▶ [Task goal]
Check each line of the data for "React" and select those that have it.
## Start Data provided
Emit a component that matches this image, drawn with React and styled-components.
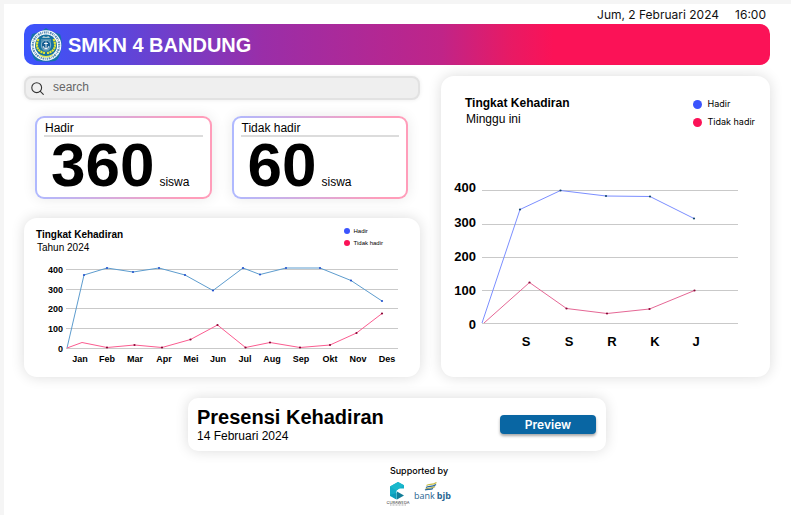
import React from "react";
import styled, { createGlobalStyle } from "styled-components";

const GlobalStyle = createGlobalStyle`
  * { box-sizing: border-box; }
  body {
    margin: 0;
    background: #f5f5f5;
    color: #000;
    font-family: "Liberation Sans", Arial, sans-serif;
  }
  h1, h2, p { margin: 0; }
`;

const Page = styled.main`
  min-height: calc(100vh - 4px);
  margin: 4px 0 0 4px;
  padding: 0 21px 8px 20px;
  background: #fff;
`;

const Clock = styled.div`
  display: flex;
  justify-content: flex-end;
  gap: 16px;
  height: 20px;
  padding-right: 4px;
  font: 400 12px/21px Inter, sans-serif;
  color: #111;
`;

const Banner = styled.header`
  display: flex;
  align-items: center;
  gap: 5px;
  height: 41px;
  padding-left: 5px;
  border-radius: 10px;
  background: linear-gradient(
    90deg,
    #3b54fd 0%,
    #4f4be6 9%,
    #9a2ea8 32%,
    #c02488 56%,
    #e71a65 65%,
    #fb1257 71%
  );
`;

const SchoolName = styled.h1`
  color: #fff;
  font-size: 20px;
  line-height: 24px;
`;

const Columns = styled.div`
  display: grid;
  grid-template-columns: 396fr 329fr;
  gap: 21px;
  margin-top: 11px;
`;

const LeftColumn = styled.div`
  display: flex;
  flex-direction: column;
`;

const SearchBox = styled.label`
  display: flex;
  align-items: center;
  gap: 9px;
  height: 24px;
  padding: 0 5px;
  border: 2px solid #e2e2e2;
  border-radius: 8px;
  background: #efefef;
  box-shadow: 0 0 4px rgba(0, 0, 0, 0.08);
`;

const SearchInput = styled.input`
  flex: 1;
  min-width: 0;
  height: 18px;
  padding: 0 0 2px;
  border: 0;
  outline: 0;
  background: transparent;
  color: #333;
  font: 400 12px/16px "Liberation Sans", Arial, sans-serif;
  &::placeholder { color: #666; opacity: 1; }
`;

const Totals = styled.div`
  display: grid;
  grid-template-columns: 1fr 1fr;
  gap: 20px;
  margin: 16px 12px 19px 11px;
`;

const TotalCard = styled.section`
  height: 83px;
  padding: 3px 7px 0;
  border: 2px solid transparent;
  border-radius: 9px;
  background:
    linear-gradient(#fff, #fff) padding-box,
    linear-gradient(90deg, #afb9ff, #ff9dba 85%) border-box;
  box-shadow: 0 0 14px rgba(0, 0, 0, 0.09);
`;

const TotalLabel = styled.h2`
  padding: 0 1px;
  border-bottom: 2px solid #dcdcdc;
  font-size: 12px;
  font-weight: 400;
  line-height: 14px;
`;

const TotalValue = styled.p`
  display: flex;
  align-items: baseline;
  gap: 5px;
  padding-left: 7px;
  font-size: 12px;
  line-height: 56px;
`;

const Figure = styled.strong`
  font-size: 62px;
  line-height: 56px;
`;

const Card = styled.section`
  border-radius: ${(p) => p.$radius || 13}px;
  background: #fff;
  box-shadow: 0 0 14px rgba(0, 0, 0, 0.14);
`;

const CardHead = styled.div`
  display: flex;
  justify-content: space-between;
  padding: ${(p) => (p.$large ? "19px 15px 0 24px" : "7px 37px 0 12px")};
`;

const CardHeading = styled.div`
  padding-top: ${(p) => (p.$large ? 0 : 3)}px;
`;

const CardTitle = styled.h2`
  font-size: ${(p) => (p.$large ? 12 : 10)}px;
  line-height: ${(p) => (p.$large ? 16 : 13)}px;
`;

const CardSubtitle = styled.p`
  padding-left: 1px;
  font-size: ${(p) => (p.$large ? 12 : 10)}px;
  line-height: ${(p) => (p.$large ? 16 : 13)}px;
`;

const LegendList = styled.ul`
  margin: 0;
  padding: 0;
  list-style: none;
  font-family: ${(p) => (p.$large ? "Inter" : '"Liberation Sans"')}, sans-serif;
  font-size: ${(p) => (p.$large ? 9 : 6)}px;
  line-height: ${(p) => (p.$large ? 18 : 12)}px;
`;

const LegendItem = styled.li`
  display: flex;
  align-items: center;
  gap: ${(p) => (p.$large ? 6 : 4)}px;
  &::before {
    content: "";
    width: ${(p) => (p.$large ? 9 : 6)}px;
    height: ${(p) => (p.$large ? 9 : 6)}px;
    border-radius: 50%;
    background: ${(p) => p.$color};
  }
`;

const ChartSvg = styled.svg`
  display: block;
  width: 100%;
  height: auto;
  margin-top: ${(p) => (p.$large ? 42 : 6)}px;
  font-family: "Liberation Sans", Arial, sans-serif;
  font-weight: 700;
`;

const SessionCard = styled(Card)`
  display: flex;
  align-items: center;
  justify-content: space-between;
  width: 100%;
  max-width: 418px;
  height: 53px;
  margin: 21px auto 0;
  padding: 0 10px 0 9px;
`;

const SessionTitle = styled.h2`
  font-size: 20px;
  line-height: 22px;
`;

const SessionDate = styled.p`
  font-size: 12px;
  line-height: 16px;
`;

const PreviewButton = styled.button`
  width: 96px;
  height: 19px;
  padding: 0;
  border: 0;
  border-radius: 4px;
  background: #0966a3;
  box-shadow: 0 2px 3px rgba(0, 0, 0, 0.35);
  color: #fff;
  font: 600 12px/19px Inter, sans-serif;
  cursor: pointer;
`;

const Footer = styled.footer`
  display: flex;
  flex-direction: column;
  align-items: center;
  gap: 5px;
  padding: 14px 0 0 44px;
  font: 500 9px/12px Inter, sans-serif;
`;

const Sponsors = styled.div`
  display: flex;
  align-items: flex-start;
  gap: 4px;
`;

const BLUE = "#3b54fd";
const PINK = "#fb1257";

const yearly = {
  box: "24 260 396 117",
  left: 66,
  right: 398,
  font: 9,
  labelX: 63,
  rows: [[400, 269, 273], [300, 289, 293], [200, 308, 312], [100, 328, 332], [0, 348, 352]],
  labelY: 362,
  columns: [["Jan", 80], ["Feb", 107], ["Mar", 135], ["Apr", 164], ["Mei", 191], ["Jun", 218], ["Jul", 245], ["Aug", 272], ["Sep", 301], ["Okt", 330], ["Nov", 358], ["Des", 387]],
  series: [
    { line: "#5d9cce", dot: "#2453ce", skip: 1, points: [[67, 348], [84, 275], [107, 268], [133, 272], [159, 268], [185, 275], [213, 290.5], [243, 268], [260, 274.5], [286, 268], [320, 268], [351, 280.5], [382, 301]] },
    { line: "#fb5c90", dot: "#8b0837", skip: 2, points: [[67, 348], [82, 342.5], [107, 347.5], [134.5, 345], [162, 347.5], [190.5, 339.5], [217.5, 325], [245.5, 347.5], [270, 342.5], [300, 347.5], [330, 345], [356.5, 333], [382, 313.5]] },
  ],
};

const weekly = {
  box: "441 173 329 204",
  left: 482,
  right: 738,
  font: 13,
  labelX: 476,
  rows: [[400, 190, 192], [300, 224, 227], [200, 257, 261], [100, 290, 295], [0, 323, 329]],
  labelY: 346,
  columns: [["S", 526], ["S", 569], ["R", 612], ["K", 655], ["J", 696]],
  series: [
    { line: "#7b8eff", dot: "#164870", skip: 1, points: [[482, 323], [520, 209.5], [560.5, 190.5], [606, 196], [650, 196.5], [694, 218.5]] },
    { line: "#e56795", dot: "#8b0837", skip: 1, points: [[484, 323], [529.5, 282.5], [566.5, 308.5], [607, 313.5], [649.5, 309], [694.5, 290.5]] },
  ],
};

function Legend({ large }) {
  return (
    <LegendList $large={large}>
      <LegendItem $large={large} $color={BLUE}>Hadir</LegendItem>
      <LegendItem $large={large} $color={PINK}>Tidak hadir</LegendItem>
    </LegendList>
  );
}

function LineChart({ data, large, label }) {
  return (
    <ChartSvg viewBox={data.box} $large={large} role="img" aria-label={label} fontSize={data.font}>
      {data.rows.map(([value, y, textY]) => (
        <g key={value}>
          <rect x={data.left} y={y} width={data.right - data.left} height="1" fill="#c9c9c9" />
          <text x={data.labelX} y={textY} textAnchor="end">{value}</text>
        </g>
      ))}
      {data.columns.map(([name, x]) => (
        <text key={x} x={x} y={data.labelY} textAnchor="middle">{name}</text>
      ))}
      {data.series.map((s) => (
        <g key={s.line}>
          <polyline points={s.points.join(" ")} fill="none" stroke={s.line} strokeWidth="1" />
          {s.points.slice(s.skip).map(([x, y]) => (
            <circle key={x} cx={x} cy={y} r="1.1" fill={s.dot} />
          ))}
        </g>
      ))}
    </ChartSvg>
  );
}

function ChartCard({ data, period, large }) {
  return (
    <Card>
      <CardHead $large={large}>
        <CardHeading $large={large}>
          <CardTitle $large={large}>Tingkat Kehadiran</CardTitle>
          <CardSubtitle $large={large}>{period}</CardSubtitle>
        </CardHeading>
        <Legend large={large} />
      </CardHead>
      <LineChart data={data} large={large} label={`Tingkat Kehadiran ${period}`} />
    </Card>
  );
}

function Total({ label, value }) {
  return (
    <TotalCard>
      <TotalLabel>{label}</TotalLabel>
      <TotalValue><Figure>{value}</Figure>siswa</TotalValue>
    </TotalCard>
  );
}

function SchoolCrest() {
  return (
    <svg width="34" height="36" viewBox="0 0 34 36" aria-hidden="true">
      <path d="M17 1 Q22 5 31 7 Q34 15 31.5 25 Q30 32 26 34 Q17 35.500 8 34 Q4 32 2.500 25 Q0 15 3 7 Q12 5 17 1Z" fill="#1572a8" />
      <circle cx="17" cy="18.500" r="15.300" fill="#fff" />
      <circle cx="17" cy="18.500" r="13.200" fill="none" stroke="#5b8fb5" strokeWidth="2.200" strokeDasharray="1.300 .8 .7 .9 1.800 .7" />
      <circle cx="17" cy="18.500" r="11" fill="#16719f" />
      <g fill="none" stroke="#e5e62e" strokeWidth="2.200" strokeDasharray="2.200 .6">
        <path d="M9.500 12 C6 19 8.500 25 16 26" />
        <path d="M24.500 12 C28 19 25.500 25 18 26" />
      </g>
      <path d="M12 12h10v8q-1 4-5 5-4-1-5-5z" fill="#4f8fb0" />
      <circle cx="17" cy="18" r="4.700" fill="#155d91" stroke="#9dc4d8" strokeWidth=".8" />
      <path d="M17 14.500v7M15 16.500h4M14 19q.5 2.700 3 2.700T20 19" fill="none" stroke="#fff" strokeWidth=".9" />
      <path d="M13 11l1.500-2 2.500 1 2.500-1 1.500 2z" fill="#a8c6ce" />
      <path d="M10 27q7 4 14 0l-1 2q-6 3-12 0z" fill="#dce55b" />
    </svg>
  );
}

function CurawedaLogo() {
  return (
    <svg width="24" height="24" viewBox="0 0 24 24" role="img" aria-label="Curaweda">
      <path d="M12 0l6 3.300v3.200l-5 .1-2.500 2v8.900L4 14V4.500z" fill="#13adc7" />
      <path d="M4 4.500L12 0l6 3.300-7.500 5.200z" fill="#19b8cc" />
      <path d="M4 13l6.500-2v6.500z" fill="#0b9bb9" />
      <path d="M11 9.500l7 4-7 4z" fill="#127d98" />
      <text x="12" y="21.500" textAnchor="middle" fontSize="4" fontFamily="Inter" fontWeight="400" fill="#333">CURAWEDA</text>
      <path d="M4 23h16" stroke="#888" strokeWidth=".7" strokeDasharray="1 .5" />
    </svg>
  );
}

function BankLogo() {
  return (
    <svg width="38" height="22" viewBox="0 0 38 22" role="img" aria-label="bank bjb" fontFamily="Open Sans" fontSize="9" fill="#286591">
      <g fill="none" strokeWidth="1.300">
        <path d="M12.500 3.500c3-2 6 0 10-3" stroke="#c9bd48" />
        <path d="M12 5.500c3-2 6 0 10-3" stroke="#28679a" />
        <path d="M11.500 7.200c3-2 6 0 9.500-2.700" stroke="#b1ad56" />
        <path d="M11 8c3-1.500 5 .3 8-1.500" stroke="#28679a" />
      </g>
      <text x="0" y="17" fontWeight="400">bank</text>
      <text x="37" y="17" textAnchor="end" fontWeight="700">bjb</text>
    </svg>
  );
}

export default function App() {
  return (
    <>
      <GlobalStyle />
      <Page>
        <Clock><time>Jum, 2 Februari 2024</time><time>16:00</time></Clock>
        <Banner>
          <SchoolCrest />
          <SchoolName>SMKN 4 BANDUNG</SchoolName>
        </Banner>
        <Columns>
          <LeftColumn>
            <SearchBox>
              <svg width="13" height="13" viewBox="0 0 13 13" fill="none" stroke="#333" strokeWidth="1.100" strokeLinecap="round" aria-hidden="true">
                <circle cx="5.700" cy="5.700" r="4.900" />
                <path d="M9.300 9.300l3 3" />
              </svg>
              <SearchInput type="search" placeholder="search" aria-label="search" />
            </SearchBox>
            <Totals>
              <Total label="Hadir" value="360" />
              <Total label="Tidak hadir" value="60" />
            </Totals>
            <ChartCard data={yearly} period="Tahun 2024" />
          </LeftColumn>
          <ChartCard data={weekly} period="Minggu ini" large />
        </Columns>
        <SessionCard $radius={10}>
          <div>
            <SessionTitle>Presensi Kehadiran</SessionTitle>
            <SessionDate>14 Februari 2024</SessionDate>
          </div>
          <PreviewButton type="button">Preview</PreviewButton>
        </SessionCard>
        <Footer>
          <p>Supported by</p>
          <Sponsors><CurawedaLogo /><BankLogo /></Sponsors>
        </Footer>
      </Page>
    </>
  );
}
## End Data provided
▶ [Task solution]
Emit a component that matches this image, drawn with React and styled-components.
import React from "react";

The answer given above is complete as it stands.